Изменить размер шрифта - +
Во все время отбора вещей связанные сидели где-нибудь в чулане, затем, перед отъездом их выводили, сажали в ряд и разбивали им головы. Били топорами, иногда молотком, в одном случае – гирей по голове, иногда стреляли. Для убийства надевали особый брезентовый халат. Заботливо удаляли связанные узлы награбленных вещей с места убийства, чтобы на них не попали брызги крови и частицы разбиваемых голов жертв. Иногда женщины перед убийством насиловались, хотя насиловал ли их сам Котов или лишь его соучастник – Морозов, – осталось невыясненным.»

Момент этот очень интересен. Котов сошёлся с Серафимой Винокуровой в декабре 1921 г., менее чем за год до своего разоблачения. В период с осени 1917 г., когда он стал совершать грабежи с убийствами, до декабря 1921 г. Котов не имел постоянных отношений с женщиной, хотя в молодости был женат и даже стал отцом. Сложно представить, чтобы он проводил эти годы в воздержании, всё-таки, ему не было ещё и 40 лет и потенцию он имел нормальную. По-видимому, изнасилования жертв он совершал, но в период следствия и в суде посчитал нужным это отрицать. Почему он так себя повёл, понять несложно: быть осужденным грабителем-убийцей по воровским понятиям намного почётнее, нежели насильником-убийцей. Потому Котов имел все резоны валить изнасилования на своего главного подельника Ивана Морозова, тем более, что тот ко времени суда уже был мёртв.
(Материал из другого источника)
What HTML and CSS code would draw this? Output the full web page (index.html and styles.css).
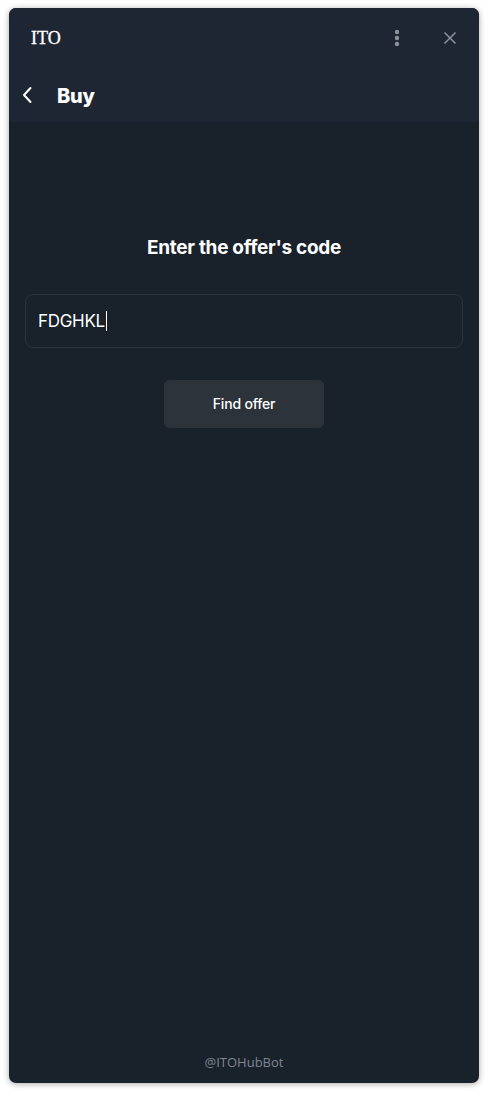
FILE: index.html
```html
<!DOCTYPE html>
<html lang="en">
<head>
<meta charset="utf-8">
<title>ITO</title>
<link rel="stylesheet" href="styles.css">
</head>
<body>
<div class="window">
  <header class="header">
    <div class="titlebar">
      <span class="app-title">ITO</span>
      <div class="title-actions">
        <svg class="icon-more" width="6" height="18" viewBox="0 0 6 18"><circle cx="3" cy="3" r="2.2"/><circle cx="3" cy="9" r="2.2"/><circle cx="3" cy="15" r="2.2"/></svg>
        <svg class="icon-close" width="14" height="14" viewBox="0 0 14 14"><path d="M1.5 1.5 L12.5 12.5 M12.5 1.5 L1.5 12.5"/></svg>
      </div>
    </div>
    <div class="navbar">
      <svg class="icon-back" width="12" height="18" viewBox="0 0 12 18"><path d="M9.5 2 L3 9 L9.5 16"/></svg>
      <h1 class="nav-title">Buy</h1>
    </div>
  </header>
  <main class="content">
    <h2 class="prompt">Enter the offer's code</h2>
    <div class="code-field"><span class="code-value">FDGHKL</span><span class="caret"></span></div>
    <button class="find-btn">Find offer</button>
    <div class="footer">@ITOHubBot</div>
  </main>
</div>
</body>
</html>
```
FILE: styles.css
```css
html, body {
  margin: 0;
  padding: 0;
  background: #ffffff;
}
body {
  padding: 8px 9px 10px 9px;
}
.window {
  width: 470px;
  height: 1075px;
  border-radius: 7px;
  overflow: hidden;
  background: #19212b;
  box-shadow: 0 1px 6px rgba(0,0,0,0.35);
  display: flex;
  flex-direction: column;
}
.header {
  background: #1e2633;
  height: 114px;
  display: flex;
  flex-direction: column;
}
.titlebar {
  height: 60px;
  display: flex;
  align-items: center;
  justify-content: space-between;
  padding: 0 22px 0 22px;
}
.app-title {
  font-family: "Liberation Serif", "Times New Roman", serif;
  font-size: 18px;
  color: #ffffff;
  padding-top: 1px;
  -webkit-text-stroke: 0.3px #ffffff;
}
.title-actions {
  display: flex;
  align-items: center;
  gap: 43px;
}
.icon-more { fill: #8c929b; }
.icon-close { stroke: #8c929b; stroke-width: 1.5; fill: none; }
.navbar {
  height: 54px;
  display: flex;
  align-items: center;
  padding-left: 12px;
  gap: 24px;
}
.icon-back { stroke: #ffffff; stroke-width: 2; fill: none; stroke-linecap: round; stroke-linejoin: round; }
.nav-title {
  margin: 0;
  padding-top: 2px;
  font-family: Inter, "Liberation Sans", sans-serif;
  font-weight: 800;
  font-size: 20px;
  color: #ffffff;
  letter-spacing: -0.3px;
}
.content {
  flex: 1;
  display: flex;
  flex-direction: column;
  align-items: center;
  padding: 114px 16px 0 16px;
}
.prompt {
  margin: 0;
  font-family: Inter, "Liberation Sans", sans-serif;
  font-weight: 700;
  font-size: 19px;
  line-height: 24px;
  color: #ffffff;
  letter-spacing: -0.3px;
}
.code-field {
  align-self: stretch;
  margin-top: 34px;
  height: 52px;
  border: 1px solid #2b333f;
  border-radius: 8px;
  display: flex;
  align-items: center;
  padding: 0 12px;
}
.code-value {
  font-family: Inter, "Liberation Sans", sans-serif;
  font-size: 17px;
  color: #ffffff;
  letter-spacing: -0.3px;
}
.caret {
  width: 1px;
  height: 20px;
  background: #ffffff;
  margin-left: 1px;
}
.find-btn {
  margin-top: 32px;
  width: 160px;
  height: 48px;
  border: none;
  border-radius: 6px;
  background: #2d333b;
  color: #ffffff;
  font-family: Inter, "Liberation Sans", sans-serif;
  font-weight: 500;
  font-size: 14px;
  letter-spacing: -0.2px;
  padding: 0 0 2px 0;
}
.footer {
  margin-top: auto;
  padding-bottom: 12px;
  font-family: "Open Sans", "Noto Sans", sans-serif;
  font-size: 13px;
  color: #7f8690;
}
```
Хотя в истории отечественного правосудия Василий Котов остался как грабитель, мы имеем полное право считать, что сексуальная подоплёка в его криминальной активности существовала. Корыстный мотив мог лишь маскировать и дополнять сексуальные запросы убийцы.

 

Познышев в следующих выражениях описал круг интересов преступника: «Культ чувственных удовольствий был у него скрыт под видимой сдержанностью, да и круг этих удовольствий не отличался у него большим разнообразием. Он хотел, конечно, сытно и в довольстве пожить, и ради этого совершал свои кровавые преступления, но особой наклонности к широким кутежам с бахвальством и с угощением массы приятелей, с шумным пьяным разгулом в притоне у него не было. Он любил выпить и вкусно поесть, но любил делать это у себя дома и не как-нибудь «безобразно» пьянствовать. Он не любитель ходить по гостям, да и у себя гостей принимать не охотник. Он любил побыть дома, поскольку позволяли «дела». С удовольствием жил бы на одном месте, но «положение мое, – говорил он, – было перекидное». Поторговав днём на рынке награбленным добром, он любил вечером попить у себя дома чайку, пойти с Винокуровой в кинематограф и тому подобные сравнительно невинные развлечения.
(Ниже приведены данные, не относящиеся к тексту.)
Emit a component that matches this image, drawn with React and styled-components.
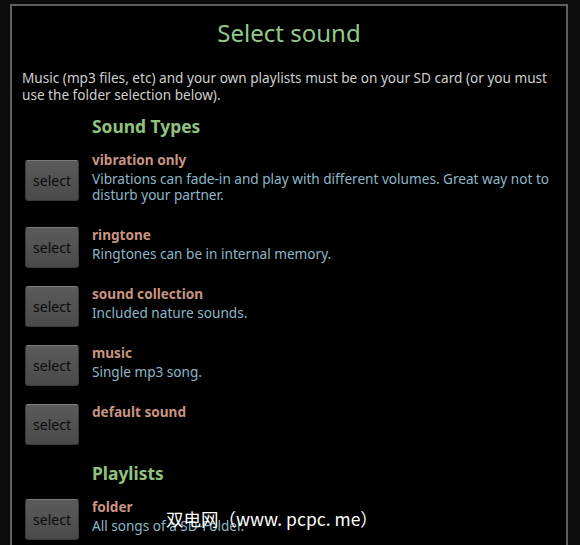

Особенно любимых развлечений у него не было. Про себя он говорил, что он «не скучный, не мрачный, а так – средний». Этим он хотел сказать, что не склонен к тяжелым душевным переживаниям и к шумным удовольствиям и смеху, а к сдержанному, удовлетворению своих чувственных потребностей.

Состояние духа у него обыкновенно бывало ровное, спокойное, и на вопрос, как он вообще себя чувствовал прежде и теперь, он отвечал, что чувствовал и чувствует себя хорошо, лишь иногда он испытывал не то грусть, не то скуку, но это были мимолетные состояния, не омрачавшие надолго его существования.

Никаких тревожащих или кошмарных снов он, по его словам, никогда не видел. На мой вопрос о жалости к убитым и о раскаянии он просто ответил, что жалости не испытывал и не раскаивался; «ведь это было бы бесполезно», – добавил он.